- [Request]: With the images removed, repeat the data below exactly.

- [Material provided]:
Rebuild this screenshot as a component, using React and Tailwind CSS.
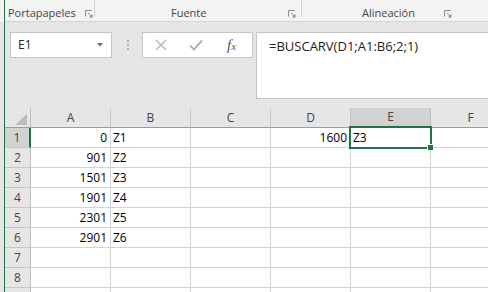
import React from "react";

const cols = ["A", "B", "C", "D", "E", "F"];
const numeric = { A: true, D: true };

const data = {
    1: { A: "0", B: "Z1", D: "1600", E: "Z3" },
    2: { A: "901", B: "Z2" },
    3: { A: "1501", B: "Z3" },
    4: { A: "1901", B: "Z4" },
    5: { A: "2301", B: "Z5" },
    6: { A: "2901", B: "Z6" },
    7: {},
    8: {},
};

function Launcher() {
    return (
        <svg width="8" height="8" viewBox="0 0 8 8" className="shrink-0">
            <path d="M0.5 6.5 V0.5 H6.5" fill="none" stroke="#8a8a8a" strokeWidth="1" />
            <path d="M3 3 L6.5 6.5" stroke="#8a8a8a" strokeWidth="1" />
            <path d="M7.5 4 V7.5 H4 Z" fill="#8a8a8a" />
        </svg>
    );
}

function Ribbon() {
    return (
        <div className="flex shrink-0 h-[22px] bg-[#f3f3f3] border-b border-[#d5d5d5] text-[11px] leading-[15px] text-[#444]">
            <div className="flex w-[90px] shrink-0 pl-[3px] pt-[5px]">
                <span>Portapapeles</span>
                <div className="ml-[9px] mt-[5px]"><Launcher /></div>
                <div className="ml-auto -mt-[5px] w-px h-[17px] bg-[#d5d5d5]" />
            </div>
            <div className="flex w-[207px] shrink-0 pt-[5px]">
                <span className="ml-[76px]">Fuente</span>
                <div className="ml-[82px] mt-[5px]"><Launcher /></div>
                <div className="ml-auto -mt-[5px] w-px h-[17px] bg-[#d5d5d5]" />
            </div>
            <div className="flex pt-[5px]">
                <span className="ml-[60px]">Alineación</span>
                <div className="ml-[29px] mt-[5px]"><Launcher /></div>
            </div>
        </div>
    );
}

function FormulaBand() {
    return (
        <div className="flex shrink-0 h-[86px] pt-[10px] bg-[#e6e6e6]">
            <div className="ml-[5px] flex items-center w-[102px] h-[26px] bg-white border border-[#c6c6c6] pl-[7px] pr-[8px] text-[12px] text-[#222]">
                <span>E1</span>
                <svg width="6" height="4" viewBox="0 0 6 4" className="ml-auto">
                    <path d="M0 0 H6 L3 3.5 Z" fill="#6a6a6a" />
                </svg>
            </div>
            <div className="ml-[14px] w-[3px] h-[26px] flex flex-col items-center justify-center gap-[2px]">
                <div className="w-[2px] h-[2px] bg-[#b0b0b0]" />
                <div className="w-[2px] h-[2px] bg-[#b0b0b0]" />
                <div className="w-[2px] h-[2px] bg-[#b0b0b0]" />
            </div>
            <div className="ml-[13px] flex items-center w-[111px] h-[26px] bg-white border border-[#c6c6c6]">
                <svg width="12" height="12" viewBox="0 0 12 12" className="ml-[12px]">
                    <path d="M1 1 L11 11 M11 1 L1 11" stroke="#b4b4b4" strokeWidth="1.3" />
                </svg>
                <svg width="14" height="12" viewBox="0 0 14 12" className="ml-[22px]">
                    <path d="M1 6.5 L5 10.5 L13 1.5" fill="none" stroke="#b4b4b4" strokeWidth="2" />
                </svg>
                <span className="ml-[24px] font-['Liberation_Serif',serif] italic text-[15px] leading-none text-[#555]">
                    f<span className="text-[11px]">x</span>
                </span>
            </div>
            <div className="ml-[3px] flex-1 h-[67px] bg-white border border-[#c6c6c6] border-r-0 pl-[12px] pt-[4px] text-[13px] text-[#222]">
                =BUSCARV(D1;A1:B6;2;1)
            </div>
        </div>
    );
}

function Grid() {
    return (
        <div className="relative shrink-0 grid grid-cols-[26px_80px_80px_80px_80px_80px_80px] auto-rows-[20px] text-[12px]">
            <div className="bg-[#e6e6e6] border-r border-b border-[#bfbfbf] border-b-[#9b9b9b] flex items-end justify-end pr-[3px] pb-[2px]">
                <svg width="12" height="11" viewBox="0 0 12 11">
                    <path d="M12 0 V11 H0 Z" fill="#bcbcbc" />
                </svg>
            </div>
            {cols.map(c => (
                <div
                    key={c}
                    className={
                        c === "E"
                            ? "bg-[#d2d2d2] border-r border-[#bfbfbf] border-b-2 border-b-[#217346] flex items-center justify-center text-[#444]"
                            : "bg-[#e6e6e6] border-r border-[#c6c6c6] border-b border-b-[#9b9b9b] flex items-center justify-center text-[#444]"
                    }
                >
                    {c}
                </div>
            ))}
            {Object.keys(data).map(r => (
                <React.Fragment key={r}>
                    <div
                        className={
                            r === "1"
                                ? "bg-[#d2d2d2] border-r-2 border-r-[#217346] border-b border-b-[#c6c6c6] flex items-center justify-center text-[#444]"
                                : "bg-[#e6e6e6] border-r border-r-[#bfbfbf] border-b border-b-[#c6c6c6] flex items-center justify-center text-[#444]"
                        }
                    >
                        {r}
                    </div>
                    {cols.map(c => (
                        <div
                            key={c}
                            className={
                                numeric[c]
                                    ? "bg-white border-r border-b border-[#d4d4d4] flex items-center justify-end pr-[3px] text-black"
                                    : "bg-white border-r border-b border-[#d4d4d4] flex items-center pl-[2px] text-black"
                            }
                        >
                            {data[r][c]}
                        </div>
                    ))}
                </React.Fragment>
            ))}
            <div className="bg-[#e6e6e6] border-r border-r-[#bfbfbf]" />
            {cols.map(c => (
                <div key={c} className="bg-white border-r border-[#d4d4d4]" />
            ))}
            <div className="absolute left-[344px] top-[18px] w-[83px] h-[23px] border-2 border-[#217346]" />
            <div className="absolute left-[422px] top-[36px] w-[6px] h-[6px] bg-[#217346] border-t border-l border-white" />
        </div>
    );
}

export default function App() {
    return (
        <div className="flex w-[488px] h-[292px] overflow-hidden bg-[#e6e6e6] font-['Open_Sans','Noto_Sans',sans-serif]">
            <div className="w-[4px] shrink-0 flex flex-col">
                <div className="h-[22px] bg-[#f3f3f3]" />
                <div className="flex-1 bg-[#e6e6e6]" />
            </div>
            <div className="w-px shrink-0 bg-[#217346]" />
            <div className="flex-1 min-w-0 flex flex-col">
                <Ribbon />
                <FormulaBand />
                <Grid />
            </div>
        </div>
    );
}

- [Output for this exercise]:
Rebuild this screenshot as a component, using React and Tailwind CSS.
import React from "react";

const cols = ["A", "B", "C", "D", "E", "F"];
const numeric = { A: true, D: true };

const data = {
    1: { A: "0", B: "Z1", D: "1600", E: "Z3" },
    2: { A: "901", B: "Z2" },
    3: { A: "1501", B: "Z3" },
    4: { A: "1901", B: "Z4" },
    5: { A: "2301", B: "Z5" },
    6: { A: "2901", B: "Z6" },
    7: {},
    8: {},
};

function Launcher() {
    return (
        <svg width="8" height="8" viewBox="0 0 8 8" className="shrink-0">
            <path d="M0.5 6.5 V0.5 H6.5" fill="none" stroke="#8a8a8a" strokeWidth="1" />
            <path d="M3 3 L6.5 6.5" stroke="#8a8a8a" strokeWidth="1" />
            <path d="M7.5 4 V7.5 H4 Z" fill="#8a8a8a" />
        </svg>
    );
}

function Ribbon() {
    return (
        <div className="flex shrink-0 h-[22px] bg-[#f3f3f3] border-b border-[#d5d5d5] text-[11px] leading-[15px] text-[#444]">
            <div className="flex w-[90px] shrink-0 pl-[3px] pt-[5px]">
                <span>Portapapeles</span>
                <div className="ml-[9px] mt-[5px]"><Launcher /></div>
                <div className="ml-auto -mt-[5px] w-px h-[17px] bg-[#d5d5d5]" />
            </div>
            <div className="flex w-[207px] shrink-0 pt-[5px]">
                <span className="ml-[76px]">Fuente</span>
                <div className="ml-[82px] mt-[5px]"><Launcher /></div>
                <div className="ml-auto -mt-[5px] w-px h-[17px] bg-[#d5d5d5]" />
            </div>
            <div className="flex pt-[5px]">
                <span className="ml-[60px]">Alineación</span>
                <div className="ml-[29px] mt-[5px]"><Launcher /></div>
            </div>
        </div>
    );
}

function FormulaBand() {
    return (
        <div className="flex shrink-0 h-[86px] pt-[10px] bg-[#e6e6e6]">
            <div className="ml-[5px] flex items-center w-[102px] h-[26px] bg-white border border-[#c6c6c6] pl-[7px] pr-[8px] text-[12px] text-[#222]">
                <span>E1</span>
                <svg width="6" height="4" viewBox="0 0 6 4" className="ml-auto">
                    <path d="M0 0 H6 L3 3.5 Z" fill="#6a6a6a" />
                </svg>
            </div>
            <div className="ml-[14px] w-[3px] h-[26px] flex flex-col items-center justify-center gap-[2px]">
                <div className="w-[2px] h-[2px] bg-[#b0b0b0]" />
                <div className="w-[2px] h-[2px] bg-[#b0b0b0]" />
                <div className="w-[2px] h-[2px] bg-[#b0b0b0]" />
            </div>
            <div className="ml-[13px] flex items-center w-[111px] h-[26px] bg-white border border-[#c6c6c6]">
                <svg width="12" height="12" viewBox="0 0 12 12" className="ml-[12px]">
                    <path d="M1 1 L11 11 M11 1 L1 11" stroke="#b4b4b4" strokeWidth="1.3" />
                </svg>
                <svg width="14" height="12" viewBox="0 0 14 12" className="ml-[22px]">
                    <path d="M1 6.5 L5 10.5 L13 1.5" fill="none" stroke="#b4b4b4" strokeWidth="2" />
                </svg>
                <span className="ml-[24px] font-['Liberation_Serif',serif] italic text-[15px] leading-none text-[#555]">
                    f<span className="text-[11px]">x</span>
                </span>
            </div>
            <div className="ml-[3px] flex-1 h-[67px] bg-white border border-[#c6c6c6] border-r-0 pl-[12px] pt-[4px] text-[13px] text-[#222]">
                =BUSCARV(D1;A1:B6;2;1)
            </div>
        </div>
    );
}

function Grid() {
    return (
        <div className="relative shrink-0 grid grid-cols-[26px_80px_80px_80px_80px_80px_80px] auto-rows-[20px] text-[12px]">
            <div className="bg-[#e6e6e6] border-r border-b border-[#bfbfbf] border-b-[#9b9b9b] flex items-end justify-end pr-[3px] pb-[2px]">
                <svg width="12" height="11" viewBox="0 0 12 11">
                    <path d="M12 0 V11 H0 Z" fill="#bcbcbc" />
                </svg>
            </div>
            {cols.map(c => (
                <div
                    key={c}
                    className={
                        c === "E"
                            ? "bg-[#d2d2d2] border-r border-[#bfbfbf] border-b-2 border-b-[#217346] flex items-center justify-center text-[#444]"
                            : "bg-[#e6e6e6] border-r border-[#c6c6c6] border-b border-b-[#9b9b9b] flex items-center justify-center text-[#444]"
                    }
                >
                    {c}
                </div>
            ))}
            {Object.keys(data).map(r => (
                <React.Fragment key={r}>
                    <div
                        className={
                            r === "1"
                                ? "bg-[#d2d2d2] border-r-2 border-r-[#217346] border-b border-b-[#c6c6c6] flex items-center justify-center text-[#444]"
                                : "bg-[#e6e6e6] border-r border-r-[#bfbfbf] border-b border-b-[#c6c6c6] flex items-center justify-center text-[#444]"
                        }
                    >
                        {r}
                    </div>
                    {cols.map(c => (
                        <div
                            key={c}
                            className={
                                numeric[c]
                                    ? "bg-white border-r border-b border-[#d4d4d4] flex items-center justify-end pr-[3px] text-black"
                                    : "bg-white border-r border-b border-[#d4d4d4] flex items-center pl-[2px] text-black"
                            }
                        >
                            {data[r][c]}
                        </div>
                    ))}
                </React.Fragment>
            ))}
            <div className="bg-[#e6e6e6] border-r border-r-[#bfbfbf]" />
            {cols.map(c => (
                <div key={c} className="bg-white border-r border-[#d4d4d4]" />
            ))}
            <div className="absolute left-[344px] top-[18px] w-[83px] h-[23px] border-2 border-[#217346]" />
            <div className="absolute left-[422px] top-[36px] w-[6px] h-[6px] bg-[#217346] border-t border-l border-white" />
        </div>
    );
}

export default function App() {
    return (
        <div className="flex w-[488px] h-[292px] overflow-hidden bg-[#e6e6e6] font-['Open_Sans','Noto_Sans',sans-serif]">
            <div className="w-[4px] shrink-0 flex flex-col">
                <div className="h-[22px] bg-[#f3f3f3]" />
                <div className="flex-1 bg-[#e6e6e6]" />
            </div>
            <div className="w-px shrink-0 bg-[#217346]" />
            <div className="flex-1 min-w-0 flex flex-col">
                <Ribbon />
                <FormulaBand />
                <Grid />
            </div>
        </div>
    );
}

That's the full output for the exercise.